Really bad news = Dow up 100 pips!


Yes, the old flame is still alive.  The Consumer Confidence level in October was down a whopping 9 pips to 71, which is still higher than in 2011 – Jan 2013.  But I recall numbers in the 120 range prior to the Credit Crunch pre-2009.  That was extreme bullishness.  Today’s sentiment is a pale shadow of those days – yet stock markets (true barometers of social mood) are much higher than then.

The divergence is striking.

Of course, that was the green light for a big stock rally, placing the divergence between hope (more QE please) and reality (weak growth, flat wages and inflation) ever wider.

Today is the ADP Employment Report and according to Bloomberg, expectations are not high for added jobs, as the government shut-down is taken into account.

But what if a higher number emerges?  Would that disappoint the bulls?

Also later today, the Fed deliberations will be made public.  I wonder if they will shock the market by suggesting moving to a higher level of bond purchases?  This was an idea I had earlier this year, as US economic data showed an economy that was not doing what the Fed wanted.  Unemployment was still stubbornly high and GDP flat.

I know it is from left field, but Yellen (a dove) will be at the helm soon and Ben doesn’t want to leave, being known as the guy that failed to stimulate the economy by timidly not doing enough.

I know this is heresy, but heresy has a long and noble track record (see Luther).


The Dow is moving closer to my upper tramline at around the 15,800 mark today.

In the sixteen days of the latest rally leg, only two have been down days.  Remarkable.  And the VIX remains in the complacent zone at 13.

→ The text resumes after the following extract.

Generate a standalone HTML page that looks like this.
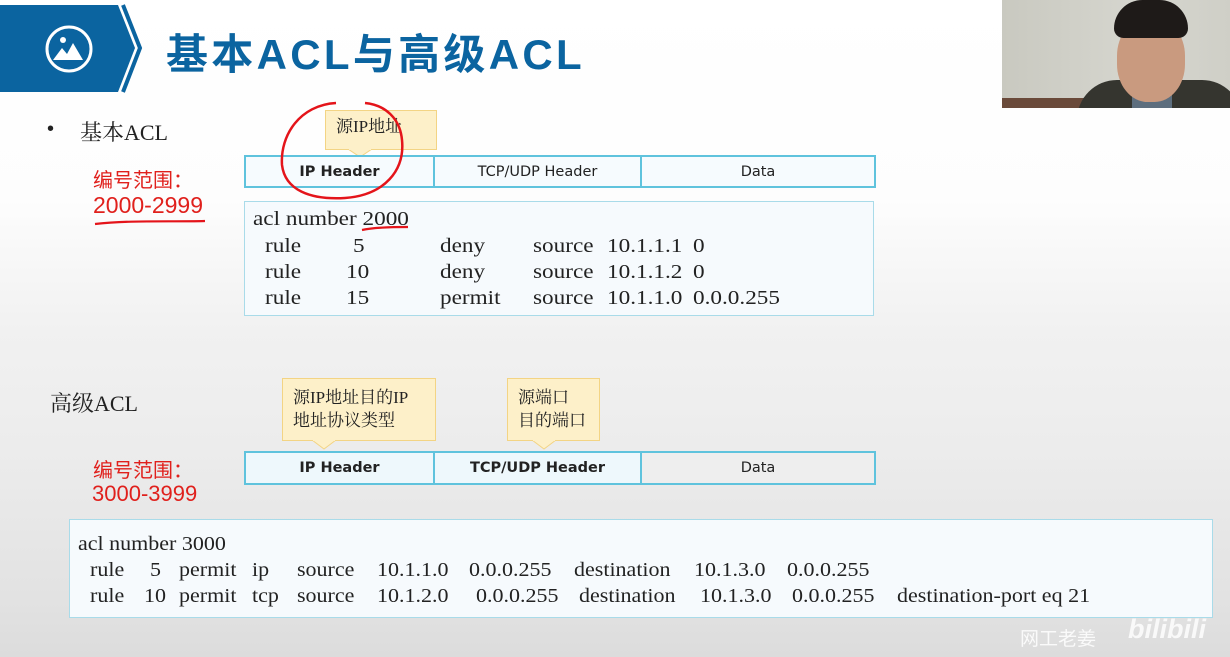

This has all the hallmarks of a final spiky thrust up, which may well occur later today as the Fed minutes are released.

That will be the time for fading the market.  If I see a spike above my upper tramline and then a retreat below it, that will be a major signal for me.

If this occurs, the T-Bonds should rally towards my target in the 136-137 area.   Likewise the dollar.

Today should be fun!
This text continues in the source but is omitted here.